ただし、すべての人がその墓に眠る人を生前から知っていたわけではないですよね。わたしも、砂田家の墓に眠る先祖は誰一人として、生前に挨拶を交わした人はいません。

それでも、墓参りに行くと伝えたい想いが湧いてくるのはなぜなのでしょう。

情報学研究者で起業家、早稲田大学文学学術院・表象メディア論系准教授のドミニク・チェンさんが、6歳の娘さんに遺言書を書いてみようとした体験を語った内容に、そのヒントがありそうです。

それは、相手には届くかどうかはわからないという意味において、「祈ること」と似ている。人が祈る時の内なる声は、他者には聞こえないが、遺言もまた、自身が死ぬ時までは人に読まれない。

だから、人が遺言に死後の祈りを託す時、世界そのもの──人によっては神や仏といったイメージかもしれない──にメッセージを投げかける。それは誰に請われたわけでもなく、誰かに受け止められることを自分で確かめることもできない、自律的な発話行為だ。

そして、それは自分の死後という、自らが一切関与できなくなった世界において、相手が生きるであろう自律的なプロセスに向けて抱く希望の表明である。それと同時に、自らの死がその想像不能な未来が開始する特異点となることを予め祝う行為でもあるのだ。

「未来を思い出すために」vol.16 死後の共話

墓前で想いを伝えたくなる心情は、ドミニク・チェンさんがいう「自律的な発話行為」といえます。

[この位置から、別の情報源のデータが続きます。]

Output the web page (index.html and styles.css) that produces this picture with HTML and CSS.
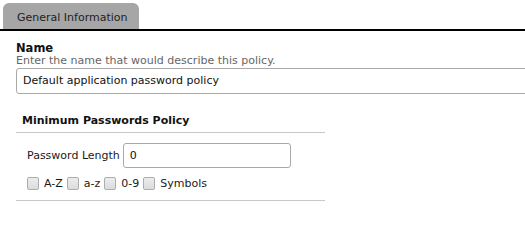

相手が目の前に存在しているわけではないのに、存在しているかのように語る。

他者に促されてする行為でなく、自律的に死者と、または死者をとおして世界と対話しようとする。

リアルでの双方向なコミュニケーションとは違うけれど、境界を超えようとする意思あるコミュニケーションが、わたしたちを解放し、自信につながるのかもしれません。

「墓参り」は幸せの第一歩

墓参りをして良い結果につながった体験(たとえそれがたまたまの偶然だったとしても!)をした人たちが、共通に感じる想いがあります。
それは「感謝」の気持ちです。

そしてそれを「素直」に受け取め、また墓参りに向かう。
すると、その人には「感謝」「素直さ」、また自分だけの力だけではないと思う「謙虚さ」が自然に身につくはずです。

あれ、ちょっと待ってください。
この「感謝」「素直」「謙虚」というのは、人が幸せになるため、もしくは幸せを感じるためには不可欠な要素なはずです。
この3つがあれば、たいていの人はおだやかに生きていけるのではないでしょうか。

ああ、そうなんですね。
「先祖を大切に」と謳われる墓参りですが、それには家庭のしつけや言葉では教えきれないこの3つの要素が、墓参りをとおして自然に、だけど一長一短ではなく、ある日ハッと気がつくように、身についていくものなのかもしれません。

そしてそれを教えられるのが「墓参り」なのかもしれませんね。

そう考えていくと、お墓があって、何のわだかまりもなく亡き人に手を合わせられることが、何と幸せなことなのかと痛感いたします。